Pas seulement. On distingue trois grandes « familles d’attaquants » : les « hacktivistes », qui attaquent par idéologie comme les cyberjihadistes, les cybercriminels, qui volent des données pour les monnayer, et enfin les Etats, qui développent des capacités défensives et offensives. Mais on peut craindre des regroupements entre ces groupes. Dans l’exemple de Sony, l’attaque est attribuée à la Corée du Nord, mais on sait qu’elle aurait été appuyée par des groupes d' »hacktivistes ».
Comment les Etats se préparent-ils face à cette menace ?
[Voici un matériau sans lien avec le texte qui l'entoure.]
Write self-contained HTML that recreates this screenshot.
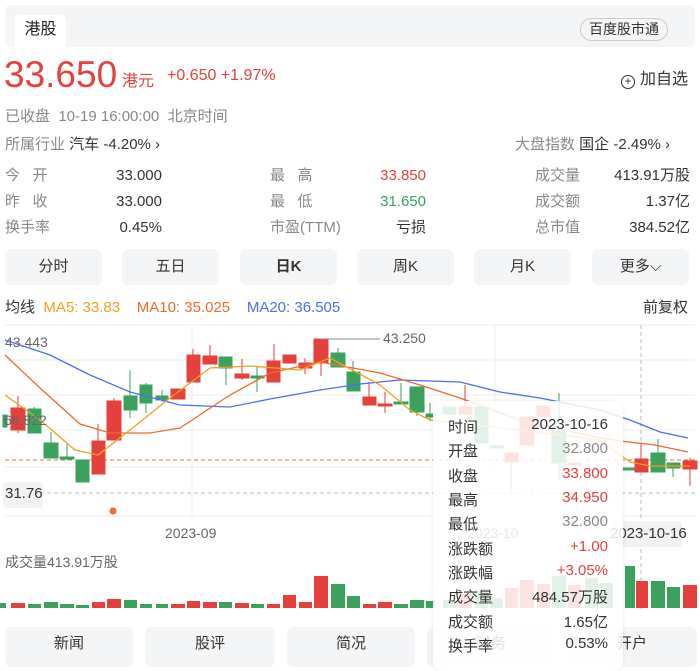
<!DOCTYPE html>
<html><head><meta charset="utf-8"><style>
*{margin:0;padding:0;box-sizing:border-box}
body{width:700px;height:661px;overflow:hidden;background:#fff;font-family:"Liberation Sans","Noto Sans CJK SC",sans-serif;color:#333;position:relative}
.a{position:absolute;white-space:nowrap}
.g{color:#888}
.r{color:#e5403b}
.gr{color:#3aa25d}
.btn{position:absolute;top:249px;height:36px;width:97px;background:#f4f5f7;border-radius:6px;font-size:15px;color:#333;text-align:center;line-height:36px}
.tab{position:absolute;top:627px;height:40px;background:#f4f5f7;border-radius:6px;font-size:15px;color:#333;text-align:center;line-height:34px}
.tt{position:absolute;left:433px;top:401px;width:190px;height:270px;background:rgba(255,255,255,0.86);border-radius:10px;box-shadow:0 0 6px rgba(0,0,0,0.08);font-size:15px}
.tt div{position:absolute;left:15px;right:15px;height:24px}
.tt span{position:absolute;right:0}
</style></head><body>
<div class="a" style="left:5px;top:5px;width:690px;height:42px;background:#f4f5f7;border-radius:6px"></div>
<div class="a" style="left:15px;top:15px;width:51px;height:32px;background:#fff;border-radius:6px 6px 0 0;font-size:16px;line-height:30px;text-align:center;color:#222">港股</div>
<div class="a" style="left:580px;top:18px;width:88px;height:23px;border:1px solid #ccc;border-radius:12px;font-size:14px;line-height:21px;text-align:center;color:#333">百度股市通</div>
<div class="a r" style="left:4px;top:55px;font-size:37px;line-height:40px">33.650</div>
<div class="a r" style="left:122px;top:67px;font-size:16px">港元</div>
<div class="a r" style="left:167px;top:67px;font-size:16px">+0.650 +1.97%</div>
<div class="a" style="left:621px;top:65px;font-size:16px;color:#333"><span style="display:inline-block;width:14px;height:14px;border:1.3px solid #333;border-radius:50%;font-size:12px;line-height:11px;text-align:center;vertical-align:-1px;margin-right:5px">+</span>加自选</div>
<div class="a g" style="left:5px;top:105px;font-size:15px">已收盘&nbsp; 10-19 16:00:00&nbsp; 北京时间</div>
<div class="a" style="left:5px;top:133px;font-size:15px"><span class="g">所属行业</span> 汽车 -4.20% ›</div>
<div class="a" style="left:515px;top:133px;font-size:15px"><span class="g">大盘指数</span> 国企 -2.49% ›</div>
<div class="a" style="left:0;top:163px;width:700px;font-size:15px;line-height:26px">
<div class="a g" style="left:5px;top:0">今&nbsp;&nbsp;&nbsp;开<br>昨&nbsp;&nbsp;&nbsp;收<br>换手率</div>
<div class="a" style="left:110px;top:0;width:52px;text-align:right">33.000<br>33.000<br>0.45%</div>
<div class="a g" style="left:270px;top:0">最&nbsp;&nbsp;&nbsp;高<br>最&nbsp;&nbsp;&nbsp;低<br>市盈(TTM)</div>
<div class="a" style="left:360px;top:0;width:66px;text-align:right"><span class="r">33.850</span><br><span class="gr">31.650</span><br>亏损</div>
<div class="a g" style="left:535px;top:0">成交量<br>成交额<br>总市值</div>
<div class="a" style="left:595px;top:0;width:95px;text-align:right">413.91万股<br>1.37亿<br>384.52亿</div>
</div>
<div class="btn" style="left:5px">分时</div>
<div class="btn" style="left:122px">五日</div>
<div class="btn" style="left:240px;font-weight:bold">日K</div>
<div class="btn" style="left:357px">周K</div>
<div class="btn" style="left:474px">月K</div>
<div class="btn" style="left:592px">更多⌵</div>
<div class="a" style="left:5px;top:296px;font-size:15px"><span style="color:#333">均线</span>&nbsp; <span style="color:#f2a01e">MA5: 33.83</span>&nbsp;&nbsp;&nbsp; <span style="color:#f06a2c">MA10: 35.025</span>&nbsp;&nbsp;&nbsp; <span style="color:#4a6ef5">MA20: 36.505</span></div>
<div class="a" style="left:643px;top:296px;font-size:15px;color:#333">前复权</div>
<svg class="a" style="left:0;top:0" width="700" height="661">
<g stroke="#eee" stroke-width="1">
<line x1="5" y1="325" x2="695" y2="325"/><line x1="5" y1="360" x2="695" y2="360"/><line x1="5" y1="395" x2="695" y2="395"/><line x1="5" y1="430" x2="695" y2="430"/><line x1="5" y1="467" x2="695" y2="467"/><line x1="5" y1="516" x2="695" y2="516"/>
<line x1="192" y1="325" x2="192" y2="516"/><line x1="495" y1="325" x2="495" y2="516"/>
</g>
<line x1="5" y1="493" x2="695" y2="493" stroke="#bbb" stroke-dasharray="4,3"/>
<line x1="5" y1="460" x2="695" y2="460" stroke="#f06a2c" stroke-dasharray="4,3"/>
<line x1="641" y1="325" x2="641" y2="610" stroke="#bbb" stroke-dasharray="4,3"/>
<g stroke-width="1">
<g fill="#e5403b" stroke="#e5403b">
<line x1="18" y1="396" x2="18" y2="433"/><rect x="11" y="408" width="14" height="22"/>
<line x1="98" y1="424" x2="98" y2="474"/><rect x="92" y="441" width="13" height="33"/>
<line x1="114" y1="398" x2="114" y2="440"/><rect x="107" y="401" width="14" height="39"/>
<rect x="171" y="389" width="14" height="10"/>
<line x1="193" y1="349" x2="193" y2="382"/><rect x="187" y="355" width="13" height="27"/>
<line x1="210" y1="345" x2="210" y2="364"/><rect x="203" y="356" width="14" height="8"/>
<line x1="242" y1="359" x2="242" y2="380"/><rect x="235" y="374" width="14" height="4"/>
<line x1="274" y1="344" x2="274" y2="382"/><rect x="267" y="361" width="13" height="21"/>
<rect x="283" y="355" width="13" height="8"/>
<line x1="305" y1="358" x2="305" y2="374"/><rect x="299" y="363" width="13" height="5"/>
<line x1="321" y1="339" x2="321" y2="376"/><rect x="314" y="339" width="14" height="24"/>
<line x1="369" y1="382" x2="369" y2="405"/><rect x="363" y="397" width="13" height="8"/>
<line x1="385" y1="392" x2="385" y2="413"/><rect x="378" y="404" width="14" height="2"/>
<line x1="465" y1="385" x2="465" y2="415"/><rect x="459" y="407" width="13" height="7"/>
<line x1="511" y1="453" x2="511" y2="490"/><rect x="505" y="453" width="13" height="9"/>
<rect x="520" y="417" width="14" height="28"/>
<rect x="537" y="406" width="13" height="11"/>
<rect x="568" y="463" width="13" height="2"/>
<line x1="641" y1="443" x2="641" y2="472"/><rect x="635" y="459" width="13" height="13"/>
<line x1="690" y1="458" x2="690" y2="486"/><rect x="683" y="461" width="14" height="8"/>
</g>
<g fill="#3aa25d" stroke="#3aa25d">
<rect x="3" y="415" width="4" height="12"/>
<line x1="34" y1="407" x2="34" y2="433"/><rect x="28" y="409" width="13" height="24"/>
<line x1="51" y1="432" x2="51" y2="458"/><rect x="44" y="443" width="14" height="15"/>
<line x1="67" y1="444" x2="67" y2="460"/><rect x="60" y="457" width="14" height="2"/>
<rect x="76" y="460" width="13" height="22"/>
<line x1="130" y1="370" x2="130" y2="418"/><rect x="124" y="396" width="13" height="14"/>
<line x1="146" y1="383" x2="146" y2="413"/><rect x="140" y="385" width="12" height="18"/>
<line x1="162" y1="390" x2="162" y2="402"/><rect x="156" y="396" width="12" height="4"/>
<line x1="226" y1="357" x2="226" y2="385"/><rect x="219" y="357" width="13" height="11"/>
<line x1="257" y1="367" x2="257" y2="392"/><rect x="251" y="376" width="13" height="2"/>
<line x1="338" y1="348" x2="338" y2="367"/><rect x="331" y="353" width="14" height="14"/>
<line x1="353" y1="361" x2="353" y2="391"/><rect x="347" y="372" width="13" height="19"/>
<line x1="401" y1="383" x2="401" y2="404"/><rect x="394" y="402" width="14" height="2"/>
<line x1="417" y1="387" x2="417" y2="416"/><rect x="410" y="387" width="14" height="25"/>
<line x1="430" y1="403" x2="430" y2="421"/><rect x="426" y="414" width="9" height="3"/>
<rect x="443" y="407" width="13" height="7"/>
<rect x="475" y="407" width="13" height="36"/>
<rect x="490" y="446" width="13" height="2"/>
<line x1="559" y1="393" x2="559" y2="480"/><rect x="552" y="430" width="14" height="33"/>
<rect x="585" y="468" width="13" height="2"/>
<line x1="658" y1="439" x2="658" y2="472"/><rect x="651" y="453" width="14" height="19"/>
<line x1="673" y1="463" x2="673" y2="477"/><rect x="667" y="463" width="13" height="5"/>
<rect x="622" y="468" width="12" height="2"/>
</g>
</g>
<polyline fill="none" stroke="#4a6ef5" stroke-width="1.3" points="5,340 50,355 90,375 130,392 180,405 230,407 270,399 320,390 360,384 400,380 460,382 500,392 540,398 600,410 630,420 660,432 688,438"/>
<polyline fill="none" stroke="#f06a2c" stroke-width="1.3" points="5,355 40,388 80,424 110,433 150,433 180,428 230,395 270,373 320,362 380,373 420,385 460,398 520,420 600,438 620,441 655,445 688,452"/>
<polyline fill="none" stroke="#f2a01e" stroke-width="1.3" points="5,395 40,420 75,450 98,455 130,430 170,398 210,368 250,366 300,370 330,358 380,385 410,410 430,420 520,430 600,440 630,462 650,466 690,466"/>
<line x1="320" y1="339" x2="380" y2="339" stroke="#888"/>
<circle cx="113" cy="511" r="3.5" fill="#f06a2c"/>
<g>
<rect x="0" y="603" width="6" height="5" fill="#3aa25d"/>
<rect x="11" y="603" width="14" height="5" fill="#e5403b"/><rect x="28" y="604" width="13" height="4" fill="#3aa25d"/><rect x="44" y="602" width="14" height="6" fill="#3aa25d"/><rect x="60" y="604" width="14" height="4" fill="#3aa25d"/><rect x="76" y="605" width="13" height="3" fill="#3aa25d"/><rect x="92" y="602" width="13" height="6" fill="#e5403b"/><rect x="107" y="599" width="14" height="9" fill="#e5403b"/><rect x="124" y="600" width="13" height="8" fill="#3aa25d"/><rect x="140" y="604" width="12" height="4" fill="#3aa25d"/><rect x="156" y="604" width="12" height="4" fill="#3aa25d"/><rect x="171" y="604" width="14" height="4" fill="#e5403b"/><rect x="187" y="601" width="13" height="7" fill="#e5403b"/><rect x="203" y="602" width="14" height="6" fill="#e5403b"/><rect x="219" y="602" width="13" height="6" fill="#3aa25d"/><rect x="235" y="603" width="14" height="5" fill="#e5403b"/><rect x="251" y="604" width="13" height="4" fill="#3aa25d"/><rect x="267" y="604" width="13" height="4" fill="#e5403b"/><rect x="283" y="595" width="13" height="13" fill="#e5403b"/><rect x="299" y="602" width="13" height="6" fill="#e5403b"/><rect x="314" y="576" width="14" height="32" fill="#e5403b"/><rect x="331" y="584" width="14" height="24" fill="#3aa25d"/><rect x="347" y="596" width="13" height="12" fill="#3aa25d"/><rect x="363" y="604" width="13" height="4" fill="#e5403b"/><rect x="378" y="602" width="14" height="6" fill="#e5403b"/><rect x="394" y="604" width="14" height="4" fill="#3aa25d"/><rect x="410" y="600" width="14" height="8" fill="#3aa25d"/><rect x="426" y="601" width="9" height="7" fill="#3aa25d"/>
<rect x="443" y="600" width="13" height="8" fill="#3aa25d"/><rect x="459" y="594" width="13" height="14" fill="#e5403b"/><rect x="475" y="590" width="13" height="18" fill="#3aa25d"/><rect x="490" y="598" width="13" height="10" fill="#3aa25d"/><rect x="505" y="588" width="13" height="20" fill="#e5403b"/><rect x="520" y="580" width="14" height="28" fill="#e5403b"/><rect x="537" y="584" width="13" height="24" fill="#e5403b"/><rect x="552" y="576" width="14" height="32" fill="#3aa25d"/><rect x="568" y="585" width="13" height="23" fill="#e5403b"/><rect x="585" y="578" width="13" height="30" fill="#3aa25d"/><rect x="600" y="583" width="13" height="25" fill="#3aa25d"/>
<rect x="625" y="566" width="10" height="42" fill="#3aa25d"/><rect x="636" y="581" width="12" height="27" fill="#e5403b"/><rect x="651" y="581" width="14" height="27" fill="#3aa25d"/><rect x="667" y="587" width="13" height="21" fill="#3aa25d"/><rect x="683" y="585" width="14" height="23" fill="#e5403b"/>
</g>
</svg>
<div class="a" style="left:5px;top:334px;font-size:14px;color:#666">43.443</div>
<div class="a" style="left:383px;top:330px;font-size:14px;color:#666">43.250</div>
<div class="a" style="left:4px;top:412px;font-size:14px;color:#666">66.822</div>
<div class="a" style="left:3px;top:482px;width:40px;height:26px;background:#f2f2f2;border-radius:4px;font-size:15px;line-height:24px;color:#333;padding-left:2px">31.76</div>
<div class="a" style="left:165px;top:525px;font-size:14px;color:#666">2023-09</div>
<div class="a" style="left:467px;top:525px;font-size:14px;color:#666">2023-10</div>
<div class="a" style="left:610px;top:521px;width:72px;height:26px;background:#f2f2f2;border-radius:4px;font-size:15px;line-height:26px;color:#333;text-align:right;padding-right:3px">2023-10-16</div>
<div class="a" style="left:5px;top:552px;font-size:14px;color:#666">成交量413.91万股</div>
<div class="tab" style="left:5px;width:128px">新闻</div>
<div class="tab" style="left:145px;width:130px">股评</div>
<div class="tab" style="left:287px;width:128px">简况</div>
<div class="tab" style="left:427px;width:128px">财务</div>
<div class="tab" style="left:567px;width:130px">开户</div>
<div class="tt">
<div style="top:15px">时间<span style="color:#333">2023-10-16</span></div>
<div style="top:39px">开盘<span class="g">32.800</span></div>
<div style="top:64px">收盘<span class="r">33.800</span></div>
<div style="top:88px">最高<span class="r">34.950</span></div>
<div style="top:112px">最低<span class="g">32.800</span></div>
<div style="top:137px">涨跌额<span class="r">+1.00</span></div>
<div style="top:161px">涨跌幅<span class="r">+3.05%</span></div>
<div style="top:185px">成交量<span style="color:#333">484.57万股</span></div>
<div style="top:210px">成交额<span style="color:#333">1.65亿</span></div>
<div style="top:234px">换手率<span style="color:#333">0.53%</span></div>
</div>
</body></html>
La cyberdéfense ne se résume pas à créer des murs en attendant que des pirates tentent de les casser. Cela inclut aussi des techniques de contre-attaque, pour pouvoir neutraliser les attaquants. Tous les Etats s’y préparent. Pour ce qui est de mener des attaques, on peut estimer que tous les pays industrialisés ont déjà des moyens et les renforcent au quotidien.
Concrètement, en quoi consiste la contre-attaque face à des cyberjihadistes ?
Les moyens de contre-attaque sont quasiment les mêmes que les moyens d’attaque. On peut imaginer attaquer leurs systèmes, les rendre inopérants, capturer les données pour bien comprendre qui ils sont. On peut aussi « boucher leurs tuyaux » pour éviter que les attaques ne passent.
Mais la difficulté, dans ce domaine, est de bien savoir qui se trouve en face de nous. Dans le cas Sony, on lit que l’attaque serait partie d’un hôtel en Thaïlande. A mon avis, elle est passée par là, mais ce n’est pas son point de départ. J’ai déjà vu des attaques menées contre certains de mes clients provenir de serveurs d’écoles maternelles au Vietnam. On se doute bien que ce n’est pas un écolier vietnamien qui l’a lancée, qu’il s’agit simplement de brouiller les pistes. Dans des scénarios plus vicieux, il peut s’agir de faire croire que l’attaque vient d’un endroit en particulier, pour provoquer une contre-attaque sur cette cible. Si l’on n’attribue pas l’attaque au bon responsable, on risque d’infliger des sanctions à un leurre.
Quand vous parlez de « boucher les tuyaux », s’agit-il d’attaques par déni de service, méthode qu’utilisent justement certains hackers ?
Cette méthode-là n’est efficace que temporairement, pour freiner une attaque. Mais les Etats ont la possibilité, à distance, de faire tomber les réseaux, de les couper, plutôt que de les boucher. Je parle bien des Etats, car les entreprises privées n’ont pas le droit de contre-attaquer. La légitime défense n’existe pas dans le cyberespace. En France, le seul cadre légal aujourd’hui, c’est la loi de programmation militaire, qui donne cette capacité à l’Agence nationale de sécurité des systèmes d’information (Anssi) ou, en tout cas, aux services rattachés au Premier ministre.
Manuel Valls va annoncer une série de mesures, dont certaines concernent internet. Où placer le curseur, entre la neutralité du net, le verrouillage pour empêcher les cyberjihadistes de nuire et la protection de la vie privée ?
C’est une question idéologique fondamentale, mais on n’y trouvera pas de réponse parfaite. Ce qui est certain, c’est qu’il y a une menace, qui, il faut le préciser, représente une très faible portion des usages d’internet. L’énorme majorité des usages sont très bénéfiques, pour l’économie, la culture, notre quotidien. Le plus important, selon moi, c’est le contrôle des moyens qu’on se donne. Il faut, certes, pouvoir être très réactif, car les attaques peuvent être menées très vite, mais il faut se contrôler pour éviter de tomber dans la surveillance généralisée. Ce contrôle peut être exercé par la justice ou des autorités indépendantes.